Microbial Ecology and Biogeochemistry of the Engineered Deep Biosphere Exposed to Carbon Storage and Hydraulic Fracturing Environments

This dissertation investigates the microbial deep biosphere in important energy systems relevant to long-term carbon storage and unconventional natural gas reservoirs in the Michigan and Delaware Basins. Microorganisms inhabiting the deep geologic subsurface will drive important biogeochemical reactions with significant implications for carbon storage and shale gas recovery. The three main objectives of this work were to (1) characterize the microbiology and geochemistry of CO₂ enhanced oil recovery (CO₂-EOR) reservoirs exposed to super critical CO₂ conditions that would be expected during geologic carbon storage (GCS), (2) evaluate the biogeochemistry of produced water from the Antrim Shale natural gas reservoir including microbial abundance and taxa relevant to hydraulic fracturing operations and key geochemical drivers of the microbial community, (3) perform a metagenomic analysis of produced water collected from a hydraulic fracturing well in the prolific Wolfcamp formation to investigate the metabolic potential of the predominate microorganisms during the initial stages of hydrocarbon production.

For my first objective I characterized produced water collected from CO₂-EOR well separators in the oil-producing Niagaran Pinnacle Reef, a proposed target for future GCS. I found wells were characterized by high salinity and total dissolved solids (TDS) contributing to the overall low microbial abundance observed. There was little well-to-well communication, suggesting low permeability reservoirs with reduced flow and fluid migration that allowed the subsurface microbiomes to evolve independently of one another and suggests the need for site-specific examination of potential carbon storage units. Our microbial community analysis revealed important microbial taxa with putative functions including sulfide and acid production, and biofilm formation that could affect reservoir quality and the long-term storage of CO₂ in this system.

For the second objective I analyzed produced water collected from well heads of the shallow, vertical drilled, hydraulically fractured Antrim Shale for biogeochemical characterization. Statistical analysis showed that TDS and salts were significantly correlated with the observed community and potential drivers of the subsurface microbiome in this region. I observed a trend of rising salinity concentrations of produced water with increasing proximity of the well to the basin center. 16S rRNA sequencing revealed that wells were characterized by relatively low abundance with high variability in microbial taxa amongst geospatially close well. Putative functional capabilities of the identified taxa included sulfur reduction and fermentation that could have important implications for hydraulic fracturing operations. Overall, these results suggest that differing geochemical conditions between Antrim wells fosters unique environmental niches that drive the heterogeneous microbial community composition observed from well to well and that there is an important relationship between well location and geochemistry and the microbial community that persists in these gas reservoirs.

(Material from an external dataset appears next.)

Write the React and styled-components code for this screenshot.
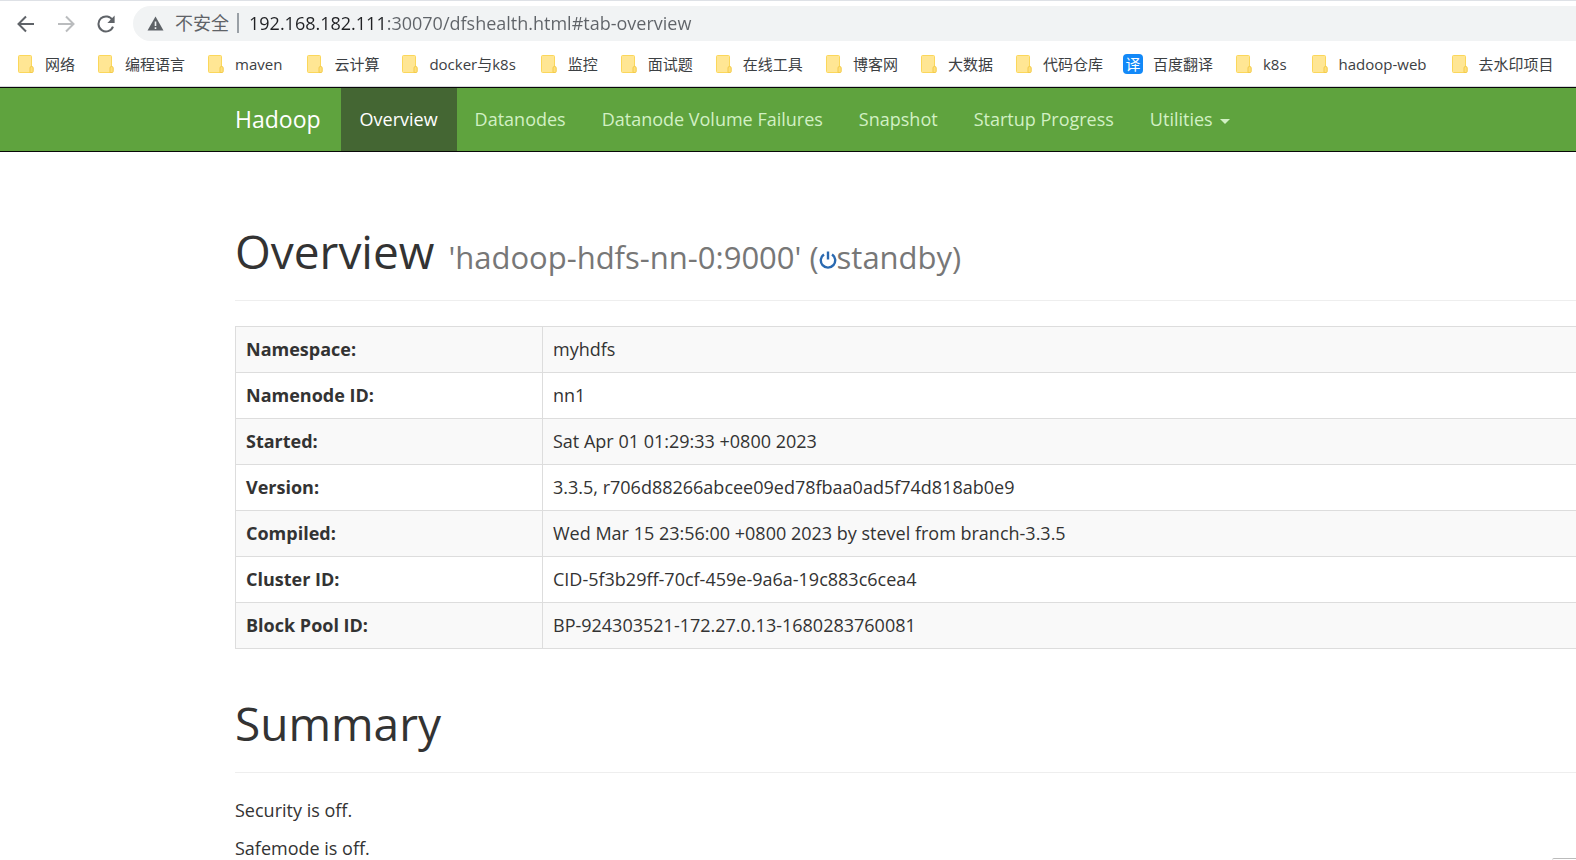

For my third objective I analyzed production fluid samples collected during the early phase of production of the Hydraulic Fracturing Test Site 2 (HFTS 2) in the prolific, shale gas-bearing Wolfcamp formation, in the Permian Delaware Basin. Prior analysis of 16S rRNA data through the first 35 days of production revealed a strong selection for a Clostridia species corresponding to a significant decrease in microbial diversity. I performed a metagenomic analysis of produced water sampled on Day 33 of production to further investigate the functional capacity of the produced fluid and generated three high-quality metagenome-assembled-genomes (MAGs). Draft genome annotation revealed the presence of genes encoding for metabolic processes including thiosulfate reduction, mixed acid fermentation, and biofilm formation suggesting the potential of this community to contribute to well souring, biocorrosion, and biofouling in the reservoir.

This dissertation work sheds light on microbial community composition in a potential carbon storage reservoir to understand how CO₂-impacted microbial communities may influence the fate and permeance of stored CO₂. This research also expands the current knowledge of shale microbiology of produced water in a shallow shale reservoir and during early phase production in two natural gas recovery regions. Ultimately, this study aims to characterize the deep microbial biosphere of three hydrocarbon recovery systems in the Michigan and Delaware Basins with important implications for energy extraction and climate change mitigation.